- [TASK REQUIREMENTS] Pick out the lines below that include the string "styles".

+++ SUPPLIED MATERIAL

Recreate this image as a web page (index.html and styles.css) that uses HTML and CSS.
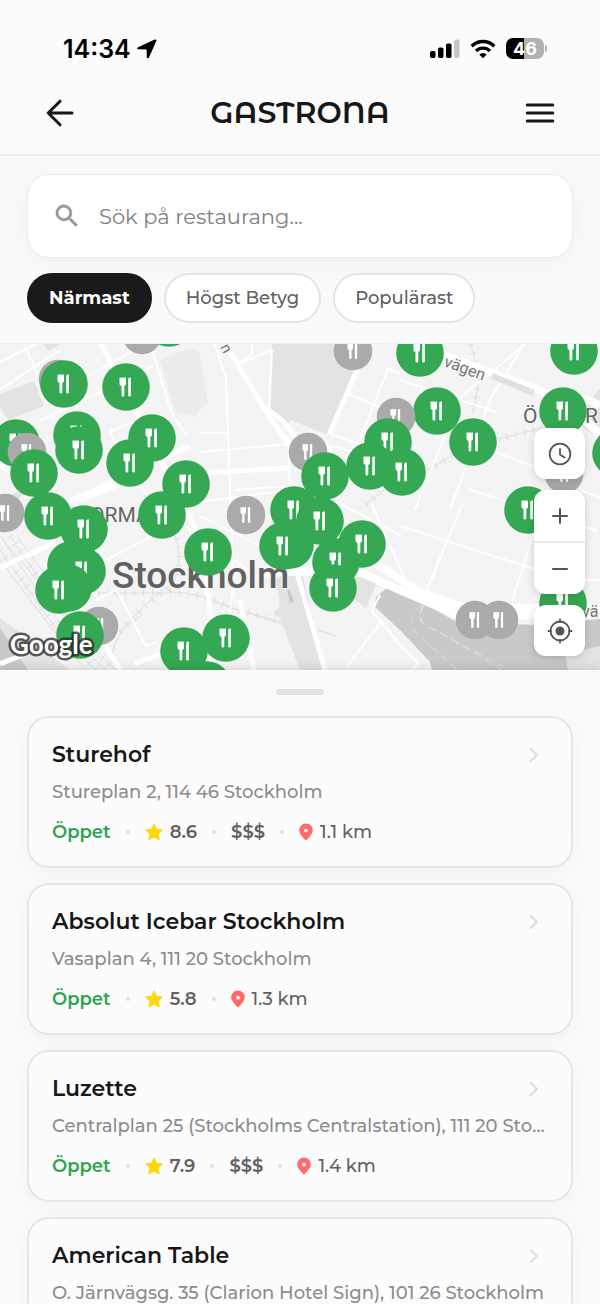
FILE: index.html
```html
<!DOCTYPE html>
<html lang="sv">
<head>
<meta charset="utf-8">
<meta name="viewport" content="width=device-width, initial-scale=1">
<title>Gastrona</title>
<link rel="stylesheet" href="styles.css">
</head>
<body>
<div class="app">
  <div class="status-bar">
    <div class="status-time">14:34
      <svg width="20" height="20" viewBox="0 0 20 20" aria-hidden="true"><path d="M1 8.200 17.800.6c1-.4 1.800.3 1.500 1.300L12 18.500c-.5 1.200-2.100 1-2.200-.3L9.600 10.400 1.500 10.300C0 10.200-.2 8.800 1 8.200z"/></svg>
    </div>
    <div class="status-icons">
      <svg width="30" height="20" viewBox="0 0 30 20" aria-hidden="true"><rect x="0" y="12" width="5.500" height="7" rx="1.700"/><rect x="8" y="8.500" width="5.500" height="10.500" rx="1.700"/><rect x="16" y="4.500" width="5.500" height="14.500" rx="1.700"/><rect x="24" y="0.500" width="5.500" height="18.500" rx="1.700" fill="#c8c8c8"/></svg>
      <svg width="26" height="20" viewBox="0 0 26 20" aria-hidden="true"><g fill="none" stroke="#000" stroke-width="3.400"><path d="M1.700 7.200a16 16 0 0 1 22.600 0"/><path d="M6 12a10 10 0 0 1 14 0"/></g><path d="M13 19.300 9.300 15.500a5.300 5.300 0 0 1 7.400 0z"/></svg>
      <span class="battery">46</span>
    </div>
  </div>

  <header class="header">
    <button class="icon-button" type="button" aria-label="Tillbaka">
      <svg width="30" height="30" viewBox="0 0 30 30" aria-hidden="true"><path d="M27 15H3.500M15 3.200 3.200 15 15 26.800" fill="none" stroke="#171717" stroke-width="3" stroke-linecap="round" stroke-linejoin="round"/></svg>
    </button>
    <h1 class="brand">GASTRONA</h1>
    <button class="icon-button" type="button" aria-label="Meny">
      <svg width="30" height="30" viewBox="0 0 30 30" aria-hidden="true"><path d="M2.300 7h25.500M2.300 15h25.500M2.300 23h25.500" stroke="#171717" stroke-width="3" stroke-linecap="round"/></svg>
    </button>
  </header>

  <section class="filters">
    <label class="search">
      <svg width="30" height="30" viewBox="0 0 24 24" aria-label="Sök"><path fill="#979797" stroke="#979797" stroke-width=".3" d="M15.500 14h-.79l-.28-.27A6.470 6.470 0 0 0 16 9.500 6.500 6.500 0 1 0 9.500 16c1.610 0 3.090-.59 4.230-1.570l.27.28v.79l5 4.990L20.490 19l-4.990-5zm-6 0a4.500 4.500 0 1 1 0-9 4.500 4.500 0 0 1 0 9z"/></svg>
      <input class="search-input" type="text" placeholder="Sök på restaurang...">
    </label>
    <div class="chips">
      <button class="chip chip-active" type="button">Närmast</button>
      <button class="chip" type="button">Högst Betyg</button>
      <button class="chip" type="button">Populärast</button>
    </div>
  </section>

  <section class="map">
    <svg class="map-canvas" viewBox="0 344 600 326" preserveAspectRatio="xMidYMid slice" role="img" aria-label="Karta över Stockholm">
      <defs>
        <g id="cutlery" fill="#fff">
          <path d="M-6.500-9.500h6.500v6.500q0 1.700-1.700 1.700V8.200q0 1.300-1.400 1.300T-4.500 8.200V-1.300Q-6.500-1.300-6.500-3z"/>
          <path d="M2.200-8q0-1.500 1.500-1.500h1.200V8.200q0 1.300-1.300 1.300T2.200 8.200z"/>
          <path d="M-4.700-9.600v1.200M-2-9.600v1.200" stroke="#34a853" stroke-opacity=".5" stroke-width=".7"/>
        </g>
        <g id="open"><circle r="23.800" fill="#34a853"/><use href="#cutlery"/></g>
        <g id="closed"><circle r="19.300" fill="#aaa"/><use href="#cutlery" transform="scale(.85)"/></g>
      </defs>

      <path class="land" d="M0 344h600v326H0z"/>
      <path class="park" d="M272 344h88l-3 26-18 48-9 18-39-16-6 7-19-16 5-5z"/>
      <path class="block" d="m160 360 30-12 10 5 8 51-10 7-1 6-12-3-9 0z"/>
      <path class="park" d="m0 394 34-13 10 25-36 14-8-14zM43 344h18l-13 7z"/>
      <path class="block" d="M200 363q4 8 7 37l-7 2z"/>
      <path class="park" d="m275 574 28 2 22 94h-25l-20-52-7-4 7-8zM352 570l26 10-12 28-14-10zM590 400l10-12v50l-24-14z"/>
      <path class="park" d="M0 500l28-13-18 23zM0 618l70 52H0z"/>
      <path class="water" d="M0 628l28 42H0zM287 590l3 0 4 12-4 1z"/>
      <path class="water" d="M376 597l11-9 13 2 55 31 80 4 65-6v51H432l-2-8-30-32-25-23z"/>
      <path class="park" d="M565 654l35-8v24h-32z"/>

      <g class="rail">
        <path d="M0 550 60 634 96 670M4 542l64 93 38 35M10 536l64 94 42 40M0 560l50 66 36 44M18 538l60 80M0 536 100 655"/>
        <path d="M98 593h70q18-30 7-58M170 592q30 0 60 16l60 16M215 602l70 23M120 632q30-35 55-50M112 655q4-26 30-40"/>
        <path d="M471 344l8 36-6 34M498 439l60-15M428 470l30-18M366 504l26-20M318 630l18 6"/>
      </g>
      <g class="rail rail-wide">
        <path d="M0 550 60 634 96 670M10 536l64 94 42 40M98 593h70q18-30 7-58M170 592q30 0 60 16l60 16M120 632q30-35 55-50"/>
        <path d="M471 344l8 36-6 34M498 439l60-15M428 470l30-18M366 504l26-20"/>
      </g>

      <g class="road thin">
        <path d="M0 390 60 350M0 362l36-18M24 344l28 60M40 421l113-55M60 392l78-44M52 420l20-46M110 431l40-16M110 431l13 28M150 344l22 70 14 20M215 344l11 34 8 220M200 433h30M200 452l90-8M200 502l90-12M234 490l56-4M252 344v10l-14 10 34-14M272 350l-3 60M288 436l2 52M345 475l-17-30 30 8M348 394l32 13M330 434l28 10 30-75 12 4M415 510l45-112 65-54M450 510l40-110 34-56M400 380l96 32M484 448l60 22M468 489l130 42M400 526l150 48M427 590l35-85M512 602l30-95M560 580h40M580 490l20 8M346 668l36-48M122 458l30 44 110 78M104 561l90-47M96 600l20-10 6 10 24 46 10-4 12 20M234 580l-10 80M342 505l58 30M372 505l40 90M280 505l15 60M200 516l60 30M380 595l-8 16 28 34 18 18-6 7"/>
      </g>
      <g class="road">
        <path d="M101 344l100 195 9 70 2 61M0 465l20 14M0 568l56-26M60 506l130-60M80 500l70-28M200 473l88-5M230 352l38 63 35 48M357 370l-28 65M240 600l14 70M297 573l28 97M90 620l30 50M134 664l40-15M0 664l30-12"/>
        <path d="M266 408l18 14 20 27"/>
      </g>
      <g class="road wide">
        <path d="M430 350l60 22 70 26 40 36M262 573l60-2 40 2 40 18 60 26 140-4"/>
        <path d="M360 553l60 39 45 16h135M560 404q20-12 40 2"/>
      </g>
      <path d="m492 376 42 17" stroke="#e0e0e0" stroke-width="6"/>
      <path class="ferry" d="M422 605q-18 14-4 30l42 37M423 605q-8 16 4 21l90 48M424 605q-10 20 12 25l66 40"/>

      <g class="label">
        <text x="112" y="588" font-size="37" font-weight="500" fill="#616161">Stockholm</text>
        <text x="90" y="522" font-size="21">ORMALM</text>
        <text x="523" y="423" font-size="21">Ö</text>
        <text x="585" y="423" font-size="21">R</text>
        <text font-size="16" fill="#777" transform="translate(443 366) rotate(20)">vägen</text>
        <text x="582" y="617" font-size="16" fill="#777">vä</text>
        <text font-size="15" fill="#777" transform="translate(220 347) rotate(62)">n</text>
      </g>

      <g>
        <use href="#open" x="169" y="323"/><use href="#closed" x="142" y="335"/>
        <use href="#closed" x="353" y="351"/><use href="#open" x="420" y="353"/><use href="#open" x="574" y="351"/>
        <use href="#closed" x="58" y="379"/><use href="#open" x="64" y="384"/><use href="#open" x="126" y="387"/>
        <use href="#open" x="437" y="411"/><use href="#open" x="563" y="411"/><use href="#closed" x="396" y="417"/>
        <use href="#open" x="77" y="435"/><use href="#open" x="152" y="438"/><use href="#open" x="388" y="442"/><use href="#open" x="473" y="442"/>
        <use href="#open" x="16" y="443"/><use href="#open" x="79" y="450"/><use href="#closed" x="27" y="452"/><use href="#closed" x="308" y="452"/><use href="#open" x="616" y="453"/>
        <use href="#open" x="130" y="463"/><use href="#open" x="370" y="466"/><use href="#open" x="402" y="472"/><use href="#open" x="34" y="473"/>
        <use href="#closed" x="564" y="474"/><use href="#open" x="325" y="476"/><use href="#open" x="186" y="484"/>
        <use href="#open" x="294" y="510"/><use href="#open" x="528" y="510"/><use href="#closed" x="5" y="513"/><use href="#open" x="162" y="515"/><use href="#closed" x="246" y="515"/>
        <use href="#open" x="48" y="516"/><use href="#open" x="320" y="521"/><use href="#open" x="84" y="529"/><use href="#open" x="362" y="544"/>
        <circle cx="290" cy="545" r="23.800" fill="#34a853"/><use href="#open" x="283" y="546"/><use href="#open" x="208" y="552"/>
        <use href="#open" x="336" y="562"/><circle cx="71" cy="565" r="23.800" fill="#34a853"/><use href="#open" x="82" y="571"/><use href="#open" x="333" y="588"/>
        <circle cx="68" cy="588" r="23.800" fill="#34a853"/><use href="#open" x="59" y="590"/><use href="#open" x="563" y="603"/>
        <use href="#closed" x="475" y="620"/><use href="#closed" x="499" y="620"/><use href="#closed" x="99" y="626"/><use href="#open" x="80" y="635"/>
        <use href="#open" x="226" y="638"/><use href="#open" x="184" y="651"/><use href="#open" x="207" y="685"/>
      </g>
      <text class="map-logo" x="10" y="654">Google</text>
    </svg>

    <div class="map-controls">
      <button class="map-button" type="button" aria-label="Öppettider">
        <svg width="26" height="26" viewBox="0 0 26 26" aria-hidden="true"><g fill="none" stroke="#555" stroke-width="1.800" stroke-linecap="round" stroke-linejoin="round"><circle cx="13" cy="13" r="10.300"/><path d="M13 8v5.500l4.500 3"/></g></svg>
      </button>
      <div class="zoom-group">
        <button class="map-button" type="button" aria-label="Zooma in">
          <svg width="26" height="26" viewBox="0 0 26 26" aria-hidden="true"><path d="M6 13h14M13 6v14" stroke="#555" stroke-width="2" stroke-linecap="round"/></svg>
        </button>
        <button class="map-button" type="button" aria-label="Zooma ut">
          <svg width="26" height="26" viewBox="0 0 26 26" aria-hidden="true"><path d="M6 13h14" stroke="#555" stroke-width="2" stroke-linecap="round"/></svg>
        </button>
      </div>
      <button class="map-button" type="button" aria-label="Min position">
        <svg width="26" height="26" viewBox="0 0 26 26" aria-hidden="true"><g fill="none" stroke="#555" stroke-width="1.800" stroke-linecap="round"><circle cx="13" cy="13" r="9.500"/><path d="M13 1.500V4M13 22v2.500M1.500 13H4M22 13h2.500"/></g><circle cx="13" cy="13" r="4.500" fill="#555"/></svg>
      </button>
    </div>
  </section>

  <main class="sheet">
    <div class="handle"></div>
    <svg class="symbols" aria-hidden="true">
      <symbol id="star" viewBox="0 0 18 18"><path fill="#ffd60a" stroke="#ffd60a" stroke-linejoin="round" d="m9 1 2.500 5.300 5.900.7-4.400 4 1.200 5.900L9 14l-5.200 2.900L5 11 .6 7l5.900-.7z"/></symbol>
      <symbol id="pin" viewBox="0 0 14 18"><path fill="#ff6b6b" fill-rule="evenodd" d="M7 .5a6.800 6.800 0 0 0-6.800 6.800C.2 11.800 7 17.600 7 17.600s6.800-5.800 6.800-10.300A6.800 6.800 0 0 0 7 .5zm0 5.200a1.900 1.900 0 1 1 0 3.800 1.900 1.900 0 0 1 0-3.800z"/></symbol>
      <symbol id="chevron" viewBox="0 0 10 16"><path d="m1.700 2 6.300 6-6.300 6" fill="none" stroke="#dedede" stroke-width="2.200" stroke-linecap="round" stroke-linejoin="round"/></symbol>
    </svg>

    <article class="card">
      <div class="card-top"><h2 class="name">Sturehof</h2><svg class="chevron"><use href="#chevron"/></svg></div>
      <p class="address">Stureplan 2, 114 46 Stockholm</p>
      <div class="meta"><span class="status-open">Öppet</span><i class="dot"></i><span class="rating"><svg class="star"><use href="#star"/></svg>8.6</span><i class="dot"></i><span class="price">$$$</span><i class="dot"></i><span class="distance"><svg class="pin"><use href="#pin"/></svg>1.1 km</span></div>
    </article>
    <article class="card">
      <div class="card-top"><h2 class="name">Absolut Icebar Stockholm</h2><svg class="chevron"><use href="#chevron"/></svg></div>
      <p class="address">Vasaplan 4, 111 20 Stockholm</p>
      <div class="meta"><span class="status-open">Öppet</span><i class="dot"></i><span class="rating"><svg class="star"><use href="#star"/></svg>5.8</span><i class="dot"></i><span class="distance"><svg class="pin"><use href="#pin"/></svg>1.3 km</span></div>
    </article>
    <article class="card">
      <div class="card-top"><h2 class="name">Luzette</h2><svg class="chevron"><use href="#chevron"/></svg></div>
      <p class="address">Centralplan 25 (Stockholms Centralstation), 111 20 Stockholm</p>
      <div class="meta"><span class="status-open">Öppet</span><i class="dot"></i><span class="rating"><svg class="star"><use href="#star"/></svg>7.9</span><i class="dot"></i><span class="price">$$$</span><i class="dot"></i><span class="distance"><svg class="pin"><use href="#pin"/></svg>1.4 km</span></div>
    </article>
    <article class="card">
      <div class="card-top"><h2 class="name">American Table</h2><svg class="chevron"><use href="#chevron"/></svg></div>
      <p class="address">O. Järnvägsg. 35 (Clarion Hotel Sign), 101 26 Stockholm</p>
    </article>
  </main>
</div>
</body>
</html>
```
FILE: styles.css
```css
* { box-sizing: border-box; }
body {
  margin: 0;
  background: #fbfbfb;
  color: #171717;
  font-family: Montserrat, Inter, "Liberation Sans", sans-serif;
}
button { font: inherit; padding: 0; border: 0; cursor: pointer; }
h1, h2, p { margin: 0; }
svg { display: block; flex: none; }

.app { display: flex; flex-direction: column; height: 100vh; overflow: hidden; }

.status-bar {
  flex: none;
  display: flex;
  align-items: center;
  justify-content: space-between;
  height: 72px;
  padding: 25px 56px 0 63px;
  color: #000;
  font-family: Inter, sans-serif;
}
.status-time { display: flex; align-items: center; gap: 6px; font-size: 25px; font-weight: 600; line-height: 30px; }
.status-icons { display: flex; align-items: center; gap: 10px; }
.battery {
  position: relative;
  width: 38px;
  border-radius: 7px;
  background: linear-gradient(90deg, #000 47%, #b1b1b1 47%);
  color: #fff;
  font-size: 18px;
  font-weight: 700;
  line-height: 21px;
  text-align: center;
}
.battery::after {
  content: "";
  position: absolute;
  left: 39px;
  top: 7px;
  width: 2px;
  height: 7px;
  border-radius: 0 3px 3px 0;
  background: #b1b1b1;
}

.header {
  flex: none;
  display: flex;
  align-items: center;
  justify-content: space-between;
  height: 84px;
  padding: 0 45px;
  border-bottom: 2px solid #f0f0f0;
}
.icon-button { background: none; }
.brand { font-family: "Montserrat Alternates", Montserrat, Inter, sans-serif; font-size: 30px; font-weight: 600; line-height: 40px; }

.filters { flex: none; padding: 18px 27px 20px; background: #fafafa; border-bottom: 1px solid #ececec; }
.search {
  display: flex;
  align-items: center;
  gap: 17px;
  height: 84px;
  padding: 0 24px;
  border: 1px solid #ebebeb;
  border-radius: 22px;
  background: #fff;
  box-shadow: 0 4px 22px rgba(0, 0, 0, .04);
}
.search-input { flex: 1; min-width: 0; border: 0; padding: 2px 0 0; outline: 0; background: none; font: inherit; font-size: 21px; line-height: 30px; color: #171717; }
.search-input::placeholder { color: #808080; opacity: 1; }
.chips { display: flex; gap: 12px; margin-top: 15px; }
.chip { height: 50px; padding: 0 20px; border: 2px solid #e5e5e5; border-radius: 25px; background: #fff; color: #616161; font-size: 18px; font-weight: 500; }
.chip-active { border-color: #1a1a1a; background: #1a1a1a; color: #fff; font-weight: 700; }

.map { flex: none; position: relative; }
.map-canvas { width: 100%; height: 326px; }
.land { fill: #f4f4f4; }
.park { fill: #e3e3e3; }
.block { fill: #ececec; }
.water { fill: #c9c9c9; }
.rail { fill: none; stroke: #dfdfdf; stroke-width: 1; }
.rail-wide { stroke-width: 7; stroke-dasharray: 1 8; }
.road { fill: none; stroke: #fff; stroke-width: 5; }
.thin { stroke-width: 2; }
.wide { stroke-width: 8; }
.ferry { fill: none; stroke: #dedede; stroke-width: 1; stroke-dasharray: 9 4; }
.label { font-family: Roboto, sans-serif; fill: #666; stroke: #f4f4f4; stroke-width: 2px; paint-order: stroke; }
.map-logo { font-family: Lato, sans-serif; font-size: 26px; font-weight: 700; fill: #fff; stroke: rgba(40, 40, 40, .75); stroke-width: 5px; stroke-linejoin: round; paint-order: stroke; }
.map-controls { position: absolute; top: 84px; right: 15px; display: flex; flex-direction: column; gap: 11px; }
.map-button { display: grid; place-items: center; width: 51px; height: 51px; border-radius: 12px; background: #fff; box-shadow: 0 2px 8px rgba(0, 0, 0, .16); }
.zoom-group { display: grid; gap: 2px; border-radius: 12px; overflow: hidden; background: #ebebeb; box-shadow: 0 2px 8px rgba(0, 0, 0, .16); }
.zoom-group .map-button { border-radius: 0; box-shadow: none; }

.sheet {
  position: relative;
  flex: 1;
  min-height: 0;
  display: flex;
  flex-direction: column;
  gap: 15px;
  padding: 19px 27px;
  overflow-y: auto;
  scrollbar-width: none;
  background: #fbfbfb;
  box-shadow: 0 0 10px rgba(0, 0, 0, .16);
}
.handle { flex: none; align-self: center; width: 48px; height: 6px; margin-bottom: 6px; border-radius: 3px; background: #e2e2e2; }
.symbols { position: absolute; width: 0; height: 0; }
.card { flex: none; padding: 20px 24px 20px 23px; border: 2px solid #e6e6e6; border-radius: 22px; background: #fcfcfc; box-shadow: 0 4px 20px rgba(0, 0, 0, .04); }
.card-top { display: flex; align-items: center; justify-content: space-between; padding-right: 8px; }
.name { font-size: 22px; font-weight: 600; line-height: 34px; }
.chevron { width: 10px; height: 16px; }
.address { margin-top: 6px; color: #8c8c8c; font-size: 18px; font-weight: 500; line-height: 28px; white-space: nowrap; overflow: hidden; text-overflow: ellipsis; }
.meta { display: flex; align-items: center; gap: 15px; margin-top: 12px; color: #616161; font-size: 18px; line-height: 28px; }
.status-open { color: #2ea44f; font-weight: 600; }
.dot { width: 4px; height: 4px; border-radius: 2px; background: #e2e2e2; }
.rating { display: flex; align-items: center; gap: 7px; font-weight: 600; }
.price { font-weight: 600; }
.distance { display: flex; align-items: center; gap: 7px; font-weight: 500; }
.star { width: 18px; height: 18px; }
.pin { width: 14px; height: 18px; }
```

++++++

- [REPLY TO THE TASK]
Recreate this image as a web page (index.html and styles.css) that uses HTML and CSS.
<link rel="stylesheet" href="styles.css">
FILE: styles.css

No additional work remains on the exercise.